Ground was broken for Chaphraankh's "house of eternal rest" still in his lifetime; it was a time-consuming and laborious job of work, for all of the tomb was cut out in rock. Since that clerk held a high position, he could afford a spacious vault-the burial chamber alone is 21 sq. meters large.
Exploring the underground premises and the space behind the western wall, we detected passageways and trap doors, a sign that other sepulchres were added to the tomb. Clearing the entrance for topographic survey, we came upon a well underneath the caretaker's tomb. The builders made use of every inch of this rocky flat land.
Digging farther north, we stumbled upon ever new burial sites. In our last season alone we uncovered more than ten tombs inter-linked by many passages. Picking in one of them, we recovered a large fragment of a mummy, apart from utensils and cult statuettes. Now the ball is with the anthropologists-they may tell us who in particular was buried there.
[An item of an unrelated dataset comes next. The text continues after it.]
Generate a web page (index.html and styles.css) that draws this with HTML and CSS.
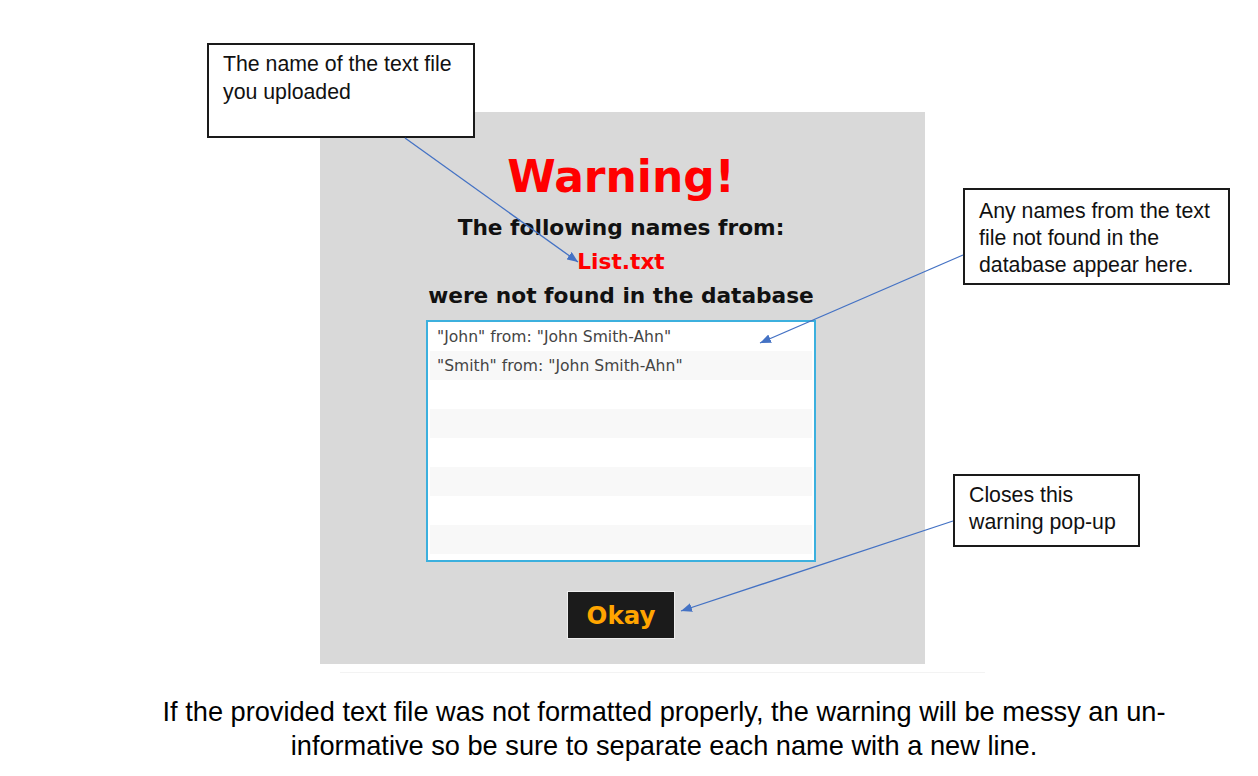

Most amazing of all was a sepulchral chapel we discovered northwest of Chaphraankh's. Built of raw brick, it was an exact copy of the royal caretaker's chapel. Traces of three layers of paint survived on it. As our excavations were drawing to a close, we were in for yet another surprise: the eastern wall near the entrance to this structure happened to be the burial place of three other persons, committed to the vault in the latter half of the third millennium B.C. We found that by the style of inscriptions, drawings and clothing, from the chemical analysis of the material, and lots of other indications. In fact, dating the age of burials is quite a problem.
We cannot tell yet the names of the people buried here, the servants of the great pharaohs. Someday we may learn perhaps. Still and all, the artifacts are there-the handiwork materialized in stone as well as the pictures and letters, all that furnishing an insight into the life, religion and culture of ancient Egyptians. And calling us back to Giza to keep up our work there.